• _Problem details_
Only the number is wanted: how many lines contain the string "index"?
## BEGIN
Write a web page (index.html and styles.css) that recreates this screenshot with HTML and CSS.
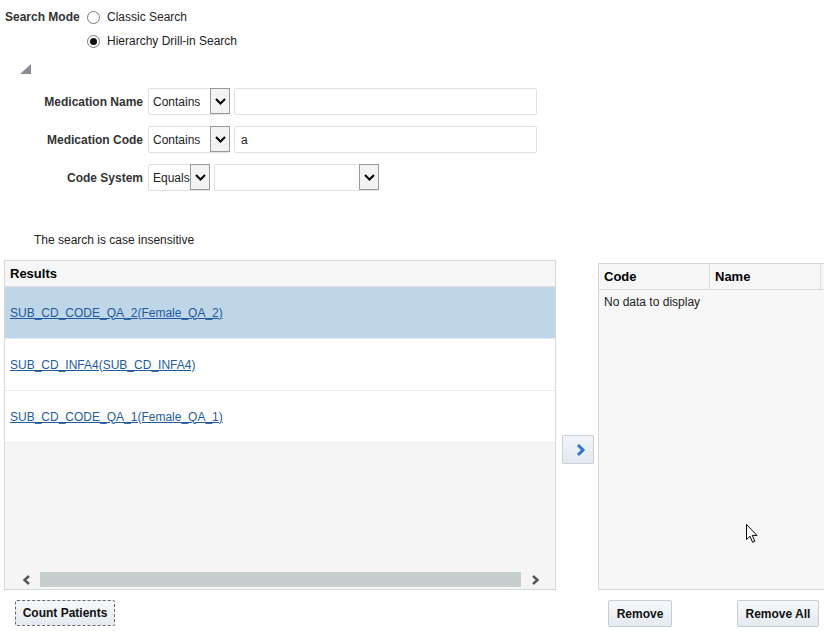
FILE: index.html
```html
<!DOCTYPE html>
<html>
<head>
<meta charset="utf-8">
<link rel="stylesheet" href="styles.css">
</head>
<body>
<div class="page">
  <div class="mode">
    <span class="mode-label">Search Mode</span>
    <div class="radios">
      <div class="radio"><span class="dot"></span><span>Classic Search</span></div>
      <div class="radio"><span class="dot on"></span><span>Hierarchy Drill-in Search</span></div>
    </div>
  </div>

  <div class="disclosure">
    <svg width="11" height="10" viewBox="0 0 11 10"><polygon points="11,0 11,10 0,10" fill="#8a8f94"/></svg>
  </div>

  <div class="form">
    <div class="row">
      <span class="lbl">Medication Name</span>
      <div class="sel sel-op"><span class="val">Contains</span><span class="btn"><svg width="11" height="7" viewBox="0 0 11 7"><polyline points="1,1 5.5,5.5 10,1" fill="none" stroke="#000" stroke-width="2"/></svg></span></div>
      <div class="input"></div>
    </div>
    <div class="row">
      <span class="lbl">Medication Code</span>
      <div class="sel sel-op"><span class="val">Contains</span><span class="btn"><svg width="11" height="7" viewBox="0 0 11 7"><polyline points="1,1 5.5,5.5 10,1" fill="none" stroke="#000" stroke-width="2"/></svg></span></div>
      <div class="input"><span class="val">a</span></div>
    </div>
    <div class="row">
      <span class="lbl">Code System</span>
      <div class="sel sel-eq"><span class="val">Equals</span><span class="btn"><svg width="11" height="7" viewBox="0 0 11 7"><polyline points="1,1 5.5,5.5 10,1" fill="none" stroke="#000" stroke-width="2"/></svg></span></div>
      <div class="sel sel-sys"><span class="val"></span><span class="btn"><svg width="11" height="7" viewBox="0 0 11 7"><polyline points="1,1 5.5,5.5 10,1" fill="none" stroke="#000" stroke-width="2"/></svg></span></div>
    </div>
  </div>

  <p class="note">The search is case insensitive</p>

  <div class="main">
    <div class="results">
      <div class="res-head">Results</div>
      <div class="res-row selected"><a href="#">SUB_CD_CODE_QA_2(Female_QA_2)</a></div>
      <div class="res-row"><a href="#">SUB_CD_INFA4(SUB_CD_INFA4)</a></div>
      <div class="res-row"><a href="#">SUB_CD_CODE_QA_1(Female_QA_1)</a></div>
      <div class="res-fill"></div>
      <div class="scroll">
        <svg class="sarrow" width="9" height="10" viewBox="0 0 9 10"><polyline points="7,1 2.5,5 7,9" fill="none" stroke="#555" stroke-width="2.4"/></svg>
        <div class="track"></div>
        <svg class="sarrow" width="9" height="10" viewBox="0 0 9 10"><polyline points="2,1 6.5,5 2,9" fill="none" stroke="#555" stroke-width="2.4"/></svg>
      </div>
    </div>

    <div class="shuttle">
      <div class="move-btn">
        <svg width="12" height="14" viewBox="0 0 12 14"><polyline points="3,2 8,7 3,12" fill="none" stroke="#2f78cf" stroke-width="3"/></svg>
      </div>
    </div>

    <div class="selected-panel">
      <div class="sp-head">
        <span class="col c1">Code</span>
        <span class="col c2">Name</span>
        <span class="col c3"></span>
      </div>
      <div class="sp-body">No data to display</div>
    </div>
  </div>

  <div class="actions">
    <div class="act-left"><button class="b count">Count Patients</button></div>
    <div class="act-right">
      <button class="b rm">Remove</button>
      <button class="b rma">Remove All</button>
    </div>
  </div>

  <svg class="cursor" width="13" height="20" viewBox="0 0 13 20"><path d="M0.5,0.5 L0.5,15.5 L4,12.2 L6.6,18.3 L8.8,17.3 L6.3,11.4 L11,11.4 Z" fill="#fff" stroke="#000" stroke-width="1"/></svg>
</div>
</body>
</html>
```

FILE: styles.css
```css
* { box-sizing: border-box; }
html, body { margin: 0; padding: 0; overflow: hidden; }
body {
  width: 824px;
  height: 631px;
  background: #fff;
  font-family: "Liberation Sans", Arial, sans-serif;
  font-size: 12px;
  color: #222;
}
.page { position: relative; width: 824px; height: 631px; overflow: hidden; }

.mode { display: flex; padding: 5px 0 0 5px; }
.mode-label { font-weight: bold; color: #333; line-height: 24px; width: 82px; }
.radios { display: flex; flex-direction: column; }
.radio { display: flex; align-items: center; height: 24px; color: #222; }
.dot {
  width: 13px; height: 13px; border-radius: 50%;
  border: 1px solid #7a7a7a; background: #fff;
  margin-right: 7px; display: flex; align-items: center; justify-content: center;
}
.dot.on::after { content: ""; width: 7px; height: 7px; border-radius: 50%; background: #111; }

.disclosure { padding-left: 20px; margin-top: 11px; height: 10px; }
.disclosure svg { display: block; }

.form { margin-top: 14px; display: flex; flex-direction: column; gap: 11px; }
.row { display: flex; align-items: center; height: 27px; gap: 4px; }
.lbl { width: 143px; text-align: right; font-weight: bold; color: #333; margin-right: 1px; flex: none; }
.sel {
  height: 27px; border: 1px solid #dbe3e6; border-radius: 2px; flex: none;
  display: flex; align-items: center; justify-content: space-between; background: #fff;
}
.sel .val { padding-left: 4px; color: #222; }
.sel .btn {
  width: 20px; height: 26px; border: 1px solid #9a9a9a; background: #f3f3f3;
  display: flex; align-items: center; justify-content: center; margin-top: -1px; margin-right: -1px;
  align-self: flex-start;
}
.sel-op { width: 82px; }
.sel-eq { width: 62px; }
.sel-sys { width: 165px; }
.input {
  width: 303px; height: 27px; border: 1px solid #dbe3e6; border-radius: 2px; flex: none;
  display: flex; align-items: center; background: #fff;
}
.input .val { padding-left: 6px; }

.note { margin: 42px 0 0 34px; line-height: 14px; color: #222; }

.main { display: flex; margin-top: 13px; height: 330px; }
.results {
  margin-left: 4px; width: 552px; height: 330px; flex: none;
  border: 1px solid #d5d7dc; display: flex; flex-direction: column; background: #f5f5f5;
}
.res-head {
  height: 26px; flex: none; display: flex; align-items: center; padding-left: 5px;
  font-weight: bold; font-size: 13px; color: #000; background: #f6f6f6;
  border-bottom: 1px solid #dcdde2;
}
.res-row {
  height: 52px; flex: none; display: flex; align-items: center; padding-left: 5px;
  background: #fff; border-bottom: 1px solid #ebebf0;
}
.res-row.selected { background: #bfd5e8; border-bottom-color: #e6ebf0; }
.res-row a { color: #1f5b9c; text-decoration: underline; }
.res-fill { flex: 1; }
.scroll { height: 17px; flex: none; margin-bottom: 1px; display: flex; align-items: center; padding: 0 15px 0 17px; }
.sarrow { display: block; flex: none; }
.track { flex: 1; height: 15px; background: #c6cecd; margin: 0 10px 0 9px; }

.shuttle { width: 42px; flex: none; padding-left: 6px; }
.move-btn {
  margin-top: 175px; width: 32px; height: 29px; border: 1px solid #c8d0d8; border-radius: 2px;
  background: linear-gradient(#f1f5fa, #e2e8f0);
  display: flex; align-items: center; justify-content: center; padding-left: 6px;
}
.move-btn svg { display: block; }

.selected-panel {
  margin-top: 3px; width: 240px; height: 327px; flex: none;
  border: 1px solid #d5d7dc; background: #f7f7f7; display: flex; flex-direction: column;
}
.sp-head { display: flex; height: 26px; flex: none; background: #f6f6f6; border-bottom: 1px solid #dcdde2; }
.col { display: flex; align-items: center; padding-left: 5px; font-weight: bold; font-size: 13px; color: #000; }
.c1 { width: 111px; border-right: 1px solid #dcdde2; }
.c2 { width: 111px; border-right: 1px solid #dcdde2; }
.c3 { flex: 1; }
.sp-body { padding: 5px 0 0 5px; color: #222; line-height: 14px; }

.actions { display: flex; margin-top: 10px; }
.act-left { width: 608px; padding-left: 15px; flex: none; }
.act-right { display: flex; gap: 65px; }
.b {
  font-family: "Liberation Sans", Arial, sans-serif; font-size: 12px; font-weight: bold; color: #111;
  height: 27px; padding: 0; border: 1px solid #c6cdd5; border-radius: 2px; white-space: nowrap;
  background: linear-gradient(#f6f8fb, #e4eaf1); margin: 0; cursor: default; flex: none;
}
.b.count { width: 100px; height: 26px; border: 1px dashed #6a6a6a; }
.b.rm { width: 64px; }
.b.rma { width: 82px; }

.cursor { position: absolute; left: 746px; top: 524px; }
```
## END
• _Answer below_
2